ワンチャックで複雑な加工もでき、工程を減らすことが可能です。なので工程次第では、非常に効率は良いです。
9.1 突っ切り加工の工具選定
突っ切り加工において、適切な工具の選定は重要です。特に、シャフトの径に対する工具の選び方には注意が必要です。例えば、シャフトの径がφ40の場合、加工可能な溝入れ長さは20㎜以上が求められます。これは、選定した工具が十分な長さを持ち、中心の深さまで溝を切削することにより突っ切り加工が出来ます。
スティック型のバイトは深い溝を入れれます。
9.2 突っ切り加工の注意点
・中心付近(切り落とす前)では送りと切削速度を50パーセントほど遅くします。
・深い溝を入れなければならないので、溝幅を広い工具を選定します。しかし工作物と刃物の接触面が多くなり、ビビりやすくなります。
その場合は刃先の心高を少し高く(0.2mm以下)します。
・突っ切り加工はびびり易いので、図3のように角度の付いた工具を選択するのも有効です。

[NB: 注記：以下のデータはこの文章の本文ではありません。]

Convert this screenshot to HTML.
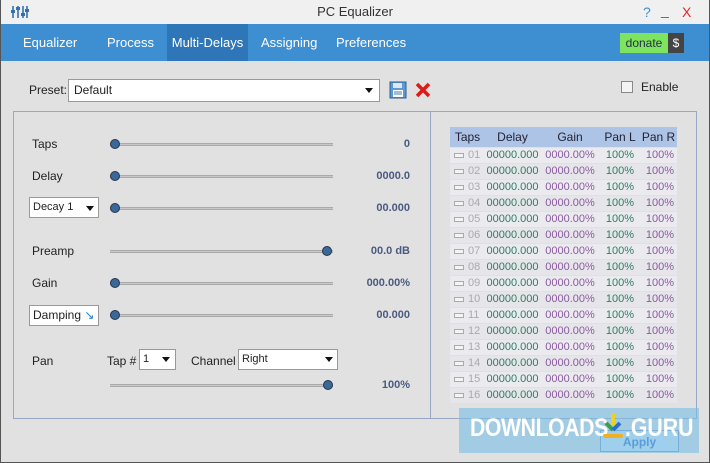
<!DOCTYPE html>
<html><head><style>
*{margin:0;padding:0;box-sizing:border-box}
body{width:710px;height:463px;overflow:hidden;background:#e1e1e1;font-family:"Liberation Sans",sans-serif;font-size:12px;color:#222;position:relative}
.a{position:absolute}
.win{position:absolute;left:0;top:0;width:710px;height:463px;border:1px solid #555;border-top:none}
.title{left:1px;top:0;width:708px;height:24px;background:#f0f0f0;text-align:center;line-height:24px;font-size:13px;color:#333}
.tabs{left:1px;top:24px;width:708px;height:37px;background:#3d8fd1}
.tab{position:absolute;top:0;height:37px;line-height:37px;color:#fff;font-size:13px}
.track{position:absolute;height:3px;background:#c8c8c8;border:1px solid #aaa;border-width:1px 0}
.knob{position:absolute;width:10px;height:10px;border-radius:50%;background:#3a6898;border:1px solid #26364d}
.val{position:absolute;right:300px;color:#4b5a80;font-weight:bold;font-size:11px;text-align:right}
.lbl{position:absolute;font-size:12px}
.sel{position:absolute;background:#fff;border:1px solid #999;font-size:11px;padding-left:3px}
.tri{position:absolute;width:0;height:0;border-left:4px solid transparent;border-right:4px solid transparent;border-top:5px solid #111}
table{border-collapse:collapse;font-size:11px}
td{height:16px;padding:0;border-bottom:1px solid #e0e0e4}
</style></head><body>
<div class="win"></div>
<div class="a title">PC Equalizer</div>
<svg class="a" style="left:11px;top:5px" width="18" height="14"><g stroke="#3470b0" stroke-width="1.6"><line x1="2" y1="1" x2="2" y2="13"/><line x1="7" y1="1" x2="7" y2="13"/><line x1="12" y1="1" x2="12" y2="13"/><line x1="16" y1="1" x2="16" y2="13"/></g><g fill="#3470b0"><rect x="0" y="5" width="4" height="3"/><rect x="5" y="2" width="4" height="3"/><rect x="10" y="8" width="4" height="3"/><rect x="14" y="4" width="4" height="3"/></g></svg>
<div class="a" style="left:643px;top:4px;color:#3a8fd8;font-size:14px">?</div>
<div class="a" style="left:661px;top:2px;color:#e22;font-size:14px">_</div>
<div class="a" style="left:682px;top:4px;color:#e22;font-size:14px">X</div>
<div class="a tabs">
<div class="tab" style="left:22px">Equalizer</div>
<div class="tab" style="left:106px">Process</div>
<div class="tab" style="left:166px;width:81px;background:#2e76b8;text-align:center">Multi-Delays</div>
<div class="tab" style="left:260px">Assigning</div>
<div class="tab" style="left:335px">Preferences</div>
<div class="a" style="left:619px;top:9px;width:48px;height:20px;background:#7ee35e;color:#234;font-size:12px;line-height:20px;text-align:center">donate</div>
<div class="a" style="left:667px;top:9px;width:16px;height:20px;background:#444;color:#fff;line-height:20px;text-align:center">$</div>
</div>
<div class="lbl" style="left:29px;top:83px">Preset:</div>
<div class="sel" style="left:68px;top:79px;width:312px;height:23px;font-size:12px;line-height:21px;padding-left:5px">Default</div>
<div class="tri" style="left:365px;top:88px"></div>
<svg class="a" style="left:389px;top:81px" width="18" height="18"><rect x="1" y="1" width="16" height="16" fill="#5a9ad6" stroke="#2d5f96"/><rect x="4" y="2" width="9" height="5" fill="#dfe8f2"/><rect x="4" y="9" width="10" height="7" fill="#fff"/><g stroke="#4a78a8"><line x1="5" y1="11" x2="13" y2="11"/><line x1="5" y1="13" x2="13" y2="13"/></g></svg>
<svg class="a" style="left:415px;top:82px" width="16" height="16"><g stroke="#e01818" stroke-width="3.5"><line x1="2" y1="2" x2="14" y2="14"/><line x1="14" y1="2" x2="2" y2="14"/></g></svg>
<div class="a" style="left:621px;top:81px;width:12px;height:12px;border:1px solid #888;background:#f4f4f4"></div>
<div class="lbl" style="left:641px;top:80px">Enable</div>

<div class="a" style="left:13px;top:111px;width:684px;height:308px;border:1px solid #96a8c4"></div>
<div class="a" style="left:430px;top:111px;width:1px;height:308px;background:#96a8c4"></div>

<div class="lbl" style="left:32px;top:137px">Taps</div>
<div class="lbl" style="left:32px;top:169px">Delay</div>
<div class="sel" style="left:29px;top:197px;width:70px;height:21px;line-height:19px">Decay 1</div><div class="tri" style="left:86px;top:206px"></div>
<div class="lbl" style="left:32px;top:244px">Preamp</div>
<div class="lbl" style="left:32px;top:276px">Gain</div>
<div class="sel" style="left:29px;top:305px;width:70px;height:21px;line-height:19px;font-size:12px">Damping <span style="color:#1a7fd8">&#x2198;</span></div>
<div class="lbl" style="left:32px;top:354px">Pan</div>
<div class="lbl" style="left:107px;top:354px">Tap #</div>
<div class="sel" style="left:139px;top:349px;width:37px;height:21px;line-height:19px">1</div><div class="tri" style="left:162px;top:357px"></div>
<div class="lbl" style="left:191px;top:354px">Channel</div>
<div class="sel" style="left:238px;top:349px;width:100px;height:21px;line-height:19px">Right</div><div class="tri" style="left:325px;top:357px"></div>

<div class="track" style="left:110px;top:143px;width:223px"></div><div class="knob" style="left:110px;top:139px"></div><div class="val" style="top:138px">0</div>
<div class="track" style="left:110px;top:175px;width:223px"></div><div class="knob" style="left:110px;top:171px"></div><div class="val" style="top:170px">0000.0</div>
<div class="track" style="left:110px;top:207px;width:223px"></div><div class="knob" style="left:110px;top:203px"></div><div class="val" style="top:202px">00.000</div>
<div class="track" style="left:110px;top:250px;width:223px"></div><div class="knob" style="left:322px;top:246px"></div><div class="val" style="top:245px">00.0 dB</div>
<div class="track" style="left:110px;top:282px;width:223px"></div><div class="knob" style="left:110px;top:278px"></div><div class="val" style="top:277px">000.00%</div>
<div class="track" style="left:110px;top:314px;width:223px"></div><div class="knob" style="left:110px;top:310px"></div><div class="val" style="top:309px">00.000</div>
<div class="track" style="left:110px;top:384px;width:223px"></div><div class="knob" style="left:323px;top:380px"></div><div class="val" style="top:379px">100%</div>

<table class="a" style="left:450px;top:127px;width:227px">
<tr style="background:#aec4e6;font-size:12px;color:#223"><td style="height:20px;text-align:center;width:35px">Taps</td><td style="text-align:center;width:55px">Delay</td><td style="text-align:center;width:60px">Gain</td><td style="text-align:center;width:40px">Pan L</td><td style="text-align:center">Pan R</td></tr>
<tbody id="tb"></tbody>
</table>
<script>
var h='';for(var i=1;i<=16;i++){var n=(i<10?'0':'')+i;h+='<tr style="background:'+(i%2?'#ebebef':'#e6e6ea')+'"><td><span style="display:inline-block;width:10px;height:5px;border:1px solid #aaa;background:#f4f4f4;margin:0 4px 0 4px;vertical-align:middle"></span><span style="color:#aaa">'+n+'</span></td><td style="color:#2e7d5e;text-align:center">00000.000</td><td style="color:#8a5aa0;text-align:center">0000.00%</td><td style="color:#2e7d5e;text-align:center">100%</td><td style="color:#8a5aa0;text-align:right;padding-right:3px">100%</td></tr>';}
document.getElementById('tb').innerHTML=h;
</script>

<div class="a" style="left:600px;top:430px;width:79px;height:22px;border:1px solid #7a9ac0;background:#d8e8f8;color:#2f6fc0;text-align:center;line-height:22px;font-weight:bold">Apply</div>
<div class="a" style="left:459px;top:408px;width:240px;height:45px;background:rgba(120,190,230,0.6)"></div>
<div class="a" style="left:470px;top:414px;color:#fff;font-size:25px;font-weight:bold;letter-spacing:-0.5px;transform:scaleX(0.85);transform-origin:left">DOWNLOADS</div>
<svg class="a" style="left:603px;top:413px" width="20" height="27"><line x1="10" y1="1" x2="10" y2="12" stroke="#f0d020" stroke-width="4"/><line x1="3" y1="10" x2="10" y2="17" stroke="#3aa040" stroke-width="4"/><line x1="17" y1="10" x2="10" y2="17" stroke="#2a70c8" stroke-width="4"/><line x1="2" y1="23" x2="18" y2="23" stroke="#f0b020" stroke-width="4" stroke-linecap="round"/></svg>
<div class="a" style="left:625px;top:414px;color:#fff;font-size:25px;font-weight:bold;transform:scaleX(0.85);transform-origin:left">.GURU</div>
</body></html>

その際、直進性(まっすぐ進む)が悪くなるので送りを少し遅くします。
突っ切りするときに残り0.5ミリくらい残してプラスティックハンマーで軽く叩いて切り落とします。
まとめ
1. 溝入れ加工について:
- 溝入れは機械加工において重要であり、軸受けやシャフトに溝を入れることで製品の性能や寿命向上が可能です。
- 具体的な溝入れの例として、Oリング溝、スナップリング溝、ねじ逃がし溝、V溝、アリ溝などが挙げられています。
2. 溝入れ加工の難しさと注意点:
- 溝入れは難易度が高く、切削力が大きくなるため、トラブルが起こりやすいです。
- バイトの剛性や工具の熱対策が重要であり、切削液の使用も推奨します。
3. 溝入れ加工の手順:
- 溝入れ工具とチップの適切な選定が必要です。
- 基本的には、荒加工と仕上げ加工の工程を分けて行うことが一般的です。
4.端面の溝入れ
- 端面の溝入れには干渉を注意する
5. 突っ切り加工について:
- 突っ切り加工では、適切な工具の選定が必要で、中心の深さまで溝を切削できる工具を選びます。
- 切削速度や送りに注意し、中心付近では注意が必要です。
- 溝の幅が広いほどビビりが起きやすいため、注意が必要です。
- 角度の付いた工具を使用することでビビりを軽減できます。
6. 突っ切り時の切り落としテクニック:
- 切り落としの際には残り0.5ミリ程度残し、プラスティックハンマーで軽く叩いて切り落とす.
- 中心付近(切り落とす前)では送りと切削速度を50パーセントほど遅くします。